11. The surface light source device of claim 1, wherein the light
source body includes a flat first substrate and a flat second
substrate, and an inner space between the first and second
substrates is partitioned into a plurality of discharge spaces by
partitions.
12. The surface light source device of claim 11, wherein the first
and second electrodes are formed on any one of the first and second
substrates and the third electrode is formed on the other
substrate.
13. The surface light source device of claim 1, wherein the first,
second or third electrode is formed in a stripe pattern, a tape
pattern, or a mesh pattern.
14. The surface light source device of claim 1, wherein the first,
second, or third electrode includes a base layer, an electrode
pattern formed on the base layer, and a protection layer formed on
the electrode pattern.
15. The surface light source device of claim 1, wherein a discharge
gas excluding mercury is in the discharge spaces.

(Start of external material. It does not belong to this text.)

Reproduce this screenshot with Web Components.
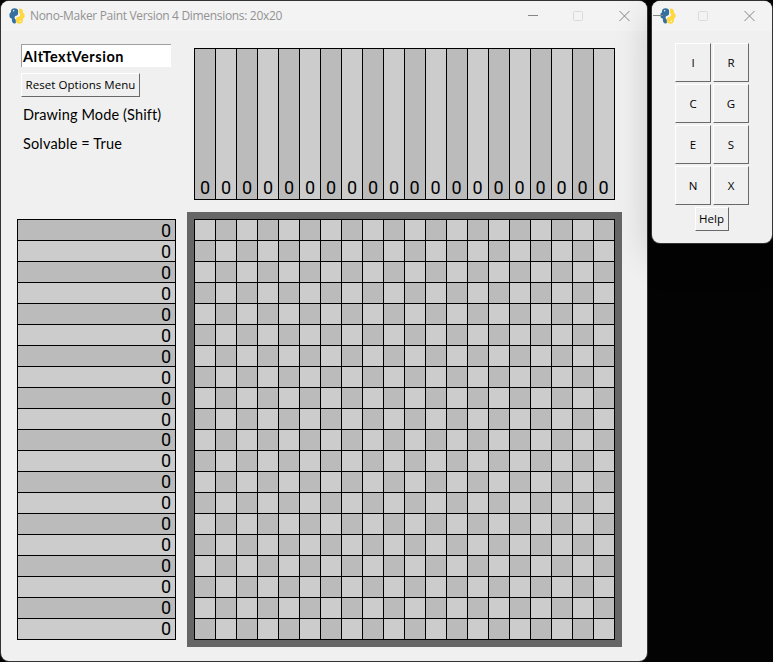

16. A backlight unit comprising: a surface light source device
comprising: a light source body including a plurality of discharge
spaces therein, a first electrode and a second electrode applying a
first voltage into the discharge spaces and arranged parallel to
each other, and a third electrode applying a second voltage into
the discharge spaces and facing the first and second electrodes and
arranged in a direction of crossing the first and second
electrodes; a case receiving the surface light source device; and
an inverter supplying the discharge voltages to the electrodes.
17. The backlight unit of claim 16, wherein the inverter applies a
first voltage to the first and second electrodes and applies a
second voltage lower than the first voltage to the third
electrode.
18. The backlight unit of claim 16, wherein the light source body
includes a first substrate and a second substrate, and the first
and second electrodes are formed on any one of the first and second
substrates and the third electrode is formed on the other
substrate.
19. The backlight unit of claim 16, wherein the light source body
includes the first substrate and the second substrate, and a
plurality of discharge channels are formed on at least one of the
first and second substrates and extend in one direction.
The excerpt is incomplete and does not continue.